2016-02-09

vt-x unavailable for VirtualBox? blame Avast

Recently when I updated my Virtualbox from 5.0.10 to 5.0.12 and 5.0.14, all the VMx weren't able to start, with an error message about vt-x unavailable. It took me half a day to realize that it's Avast who did the trick.

However I couldn't find anyway to make Avast to allow Virtualbox to use the hardware vt-x.

Found a workaround here: (but I haven't tried the solution yet)
"Open Avast, go to settings-> Troubleshooting and uncheck “Enable hardware-assisted virtualization” then restart your PC"

2015-12-25

Notes: benchmarking MongoDB with YCSB - need more RAM

Using YCSB, each record is typically 1KB by default. However this requires slightly more than 2KB storage capacity with MongoDB.

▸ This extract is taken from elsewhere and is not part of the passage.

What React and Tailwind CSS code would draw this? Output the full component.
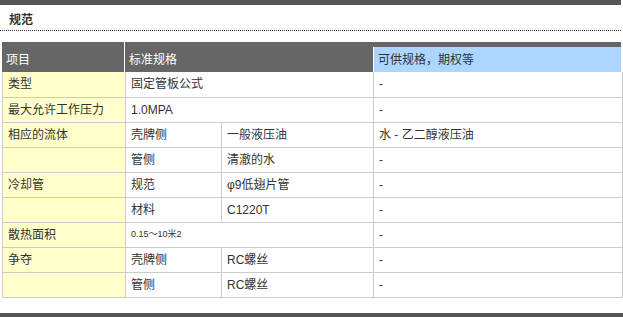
import React from 'react';

const ROWS = [
  { item: '类型', spec: '固定管板公式', opt: '-' },
  { item: '最大允许工作压力', spec: '1.0MPA', opt: '-' },
  { item: '相应的流体', side: '壳牌侧', spec: '一般液压油', opt: '水 - 乙二醇液压油' },
  { item: '', side: '管侧', spec: '清澈的水', opt: '-' },
  { item: '冷却管', side: '规范', spec: 'φ9低翅片管', opt: '-' },
  { item: '', side: '材料', spec: 'C1220T', opt: '-' },
  { item: '散热面积', spec: '0.15～10米2', small: true, opt: '-' },
  { item: '争夺', side: '壳牌侧', spec: 'RC螺丝', opt: '-' },
  { item: '', side: '管侧', spec: 'RC螺丝', opt: '-' },
];

const td = 'h-[25px] border border-[#ccc] pl-[5px] py-0 align-middle';

function App() {
  return (
    <div className="w-[623px] h-[317px] bg-white text-[12px] text-[#333] font-['Liberation_Sans','Noto_Sans_CJK_SC',sans-serif] flex flex-col">
      <div className="h-[5px] w-[621px] bg-[#555]" />
      <div className="w-[621px] h-[26px] border-b border-dotted border-[#333] pl-[9px] pt-[7px] leading-[16px] font-bold text-[#333]">
        规范
      </div>

      <div className="mt-[11px] ml-[2px] w-[619px] h-[30px] bg-[#666] flex text-white">
        <div className="w-[123px] border-r border-white pl-[4px] pt-[10px] leading-[16px]">项目</div>
        <div className="w-[248px] pl-[4px] pt-[10px] leading-[16px]">标准规格</div>
        <div className="flex-1 mt-[5px] bg-[#acd6ff] border-l border-white pl-[4px] pt-[5px] leading-[16px] text-[#333]">
          可供规格，期权等
        </div>
      </div>

      <table className="ml-[2px] w-[620px] border-collapse table-fixed">
        <colgroup>
          <col className="w-[123px]" />
          <col className="w-[96px]" />
          <col className="w-[152px]" />
          <col className="w-[249px]" />
        </colgroup>
        <tbody>
          {ROWS.map((r, i) => (
            <tr key={i} className={i === 0 ? '[&>td]:border-t-0' : ''}>
              <td className={`${td} bg-[#ffffcc]`}>{r.item}</td>
              {r.side ? (
                <>
                  <td className={td}>{r.side}</td>
                  <td className={td}>{r.spec}</td>
                </>
              ) : (
                <td colSpan={2} className={`${td} ${r.small ? 'text-[9px]' : ''}`}>{r.spec}</td>
              )}
              <td className={td}>{r.opt}</td>
            </tr>
          ))}
        </tbody>
      </table>

      <div className="mt-auto h-[4px] w-full bg-[#555]" />
    </div>
  );
}

export default App;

As the result, a database/collection with 1 million records/documents will occupy more than 2GB.

And when loading or operating these records 1 million times with a uniform request distribution, the RAM must be much more than 4GB.

During my test, a 6GB RAM will maintain a reasonable performance, while 4GB RAM can lead to collapsed performance, especially for scanning operations.

I used MongoDB 3.0.7 and 3.2.0 with YCSB 0.5.0.

2015-12-03

Notes: Preparation for benchmarking Cassandra 2.2.3 with YCSB 0.5.0 on Ubuntu 14.04 64bit

# To install Cassandra on Ubuntu, use the method from
# https://www.digitalocean.com/community/tutorials/how-to-install-cassandra-and-run-a-single-node-cluster-on-ubuntu-14-04

# Note YCSB 0.5.0 hasn't supported latest versions of Cassandra (3.0+), so just install Cassandra 2.2.3.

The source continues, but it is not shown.